Thought of the day
26.07 - Dollar descending
The dollar's decline has been swift and broad, depreciating over the last five sessions against all of its G10 peers. EURUSD briefly spiked above 1.17 on 25 July, while the trade-weighted dollar is down some 7% from its December 2016 peak. Net long USD positions have fallen to a three-year low, while net long euro bets are at a decade peak. This might suggest the bulk of the trade is done.
But we still see room for the dollar to decline further:
- US inflation has been weak, falling below expectations for four straight months, adding to a dovish tilt in recent Fed commentary.
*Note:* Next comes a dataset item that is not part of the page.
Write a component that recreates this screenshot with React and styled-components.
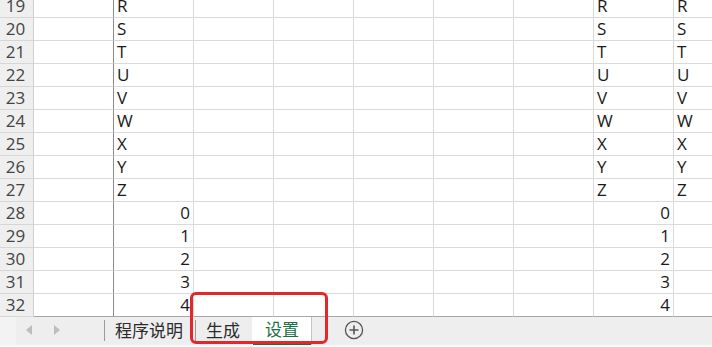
import React from 'react';
import styled, { createGlobalStyle } from 'styled-components';

const GlobalStyle = createGlobalStyle`
  html, body {
    margin: 0;
    padding: 0;
    background: #ffffff;
    overflow: hidden;
  }
  * {
    box-sizing: border-box;
  }
`;

const Page = styled.div`
  position: relative;
  width: 712px;
  height: 347px;
  overflow: hidden;
  display: flex;
  flex-direction: column;
  font-family: "Open Sans", "Noto Sans CJK SC", sans-serif;
`;

const Sheet = styled.div`
  height: 317px;
  overflow: hidden;
  flex-shrink: 0;
`;

const Grid = styled.div`
  margin-top: -5px;
  display: grid;
  grid-template-columns: 34px repeat(9, 80px);
  grid-auto-rows: 23px;
`;

const RowHead = styled.div`
  background: #efefef;
  border-right: 1px solid #d0d0d0;
  border-bottom: 1px solid #d6d6d6;
  color: #444;
  font-size: 17px;
  line-height: 22px;
  text-align: center;
  padding-right: 2px;
`;

const Cell = styled.div`
  border-right: 1px solid ${p => (p.$strong ? '#8c8c8c' : '#dadada')};
  border-bottom: 1px solid ${p => (p.$last ? '#a8a8a8' : '#dadada')};
  color: #1a1a1a;
  font-size: 17px;
  line-height: 22px;
  padding: 0 3px 0 3px;
  text-align: ${p => (p.$num ? 'right' : 'left')};
  white-space: nowrap;
  overflow: hidden;
`;

const TabBar = styled.div`
  height: 30px;
  background: #eeeeee;
  display: flex;
  align-items: stretch;
  border-bottom: 2px solid #f8f8f8;
`;

const NavArea = styled.div`
  width: 104px;
  display: flex;
  align-items: center;
  padding-left: 26px;
  padding-bottom: 3px;
  gap: 22px;
  background: linear-gradient(to right, #f3f3f3 16px, #eeeeee 16px);
`;

const Arrow = styled.span`
  width: 0;
  height: 0;
  border-top: 5px solid transparent;
  border-bottom: 5px solid transparent;
  ${p => (p.$dir === 'left'
    ? 'border-right: 6px solid #bdbdbd;'
    : 'border-left: 6px solid #bdbdbd;')}
`;

const Tab = styled.div`
  display: flex;
  align-items: center;
  justify-content: center;
  padding: 0 ${p => p.$right}px 0 ${p => p.$left}px;
  font-family: "Noto Sans CJK SC", sans-serif;
  font-size: 17px;
  color: ${p => (p.$active ? '#1e7145' : '#2b2b2b')};
  background: ${p => (p.$active ? '#ffffff' : 'transparent')};
  border-left: 1px solid ${p => (p.$sep ? '#9a9a9a' : 'transparent')};
  border-right: ${p => (p.$active ? '1px solid #c6c6c6' : 'none')};
  box-shadow: ${p => (p.$active ? 'inset 0 -3px 0 #1f6b43' : 'none')};
  margin: ${p => (p.$active ? '0' : '3px 0 4px')};
  padding-bottom: ${p => (p.$active ? 6 : 2)}px;
`;

const AddButton = styled.div`
  display: flex;
  align-items: center;
  padding-left: 32px;
  padding-bottom: 3px;
`;

const Highlight = styled.div`
  position: absolute;
  left: 190px;
  top: 292px;
  width: 138px;
  height: 52px;
  border: 3px solid #e5262a;
  border-radius: 6px;
  pointer-events: none;
`;

const letters = ['R', 'S', 'T', 'U', 'V', 'W', 'X', 'Y', 'Z'];
const rows = [];
for (let r = 19; r <= 32; r++) {
  const i = r - 19;
  if (i < letters.length) {
    rows.push({ r, b: letters[i], h: letters[i], i: letters[i], num: false });
  } else {
    const n = String(i - letters.length);
    rows.push({ r, b: n, h: n, i: null, num: true });
  }
}

function PlusIcon() {
  return (
    <svg width="20" height="20" viewBox="0 0 20 20">
      <circle cx="10" cy="10" r="8.6" fill="none" stroke="#555" strokeWidth="1.3" />
      <path d="M10 5.5v9M5.5 10h9" stroke="#555" strokeWidth="1.6" />
    </svg>
  );
}

export default function App() {
  return (
    <Page>
      <GlobalStyle />
      <Sheet>
        <Grid>
          {rows.map(row => {
            const last = row.r === 32;
            return (
              <React.Fragment key={row.r}>
                <RowHead>{row.r}</RowHead>
                <Cell $strong $last={last} />
                <Cell $num={row.num} $last={last}>{row.b}</Cell>
                <Cell $last={last} />
                <Cell $last={last} />
                <Cell $last={last} />
                <Cell $last={last} />
                <Cell $last={last} />
                <Cell $num={row.num} $last={last}>{row.h}</Cell>
                <Cell $last={last}>{row.i}</Cell>
              </React.Fragment>
            );
          })}
        </Grid>
      </Sheet>
      <TabBar>
        <NavArea>
          <Arrow $dir="left" />
          <Arrow $dir="right" />
        </NavArea>
        <Tab $sep $left={10} $right={12}>程序说明</Tab>
        <Tab $sep $left={10} $right={12}>生成</Tab>
        <Tab $active $left={12} $right={12}>设置</Tab>
        <AddButton>
          <PlusIcon />
        </AddButton>
      </TabBar>
      <Highlight />
    </Page>
  );
}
- Hopes for US reforms and stimulus are fading, with the White House preoccupied by allegations of links to Russia and the Republican Party so far unable to agree on a healthcare reform plan. While the S&P 500 hit a record high on 25 July, currency traders have been more sensitive to political events.
- Even after its recent decline, the dollar remains overvalued against the euro by some 7%, with our fair value estimate for EURUSD at 1.25.
We continue to prefer the euro over the dollar, and forecast EURUSD at 1.20 over 12 months. The dollar's descent could accelerate if the FOMC offers fresh dovish commentary on 26 July, or if President Trump's political challenges intensify. In contrast, we may reconsider our position if EURUSD moves past 1.20, or if the Fed adopts a more hawkish stance.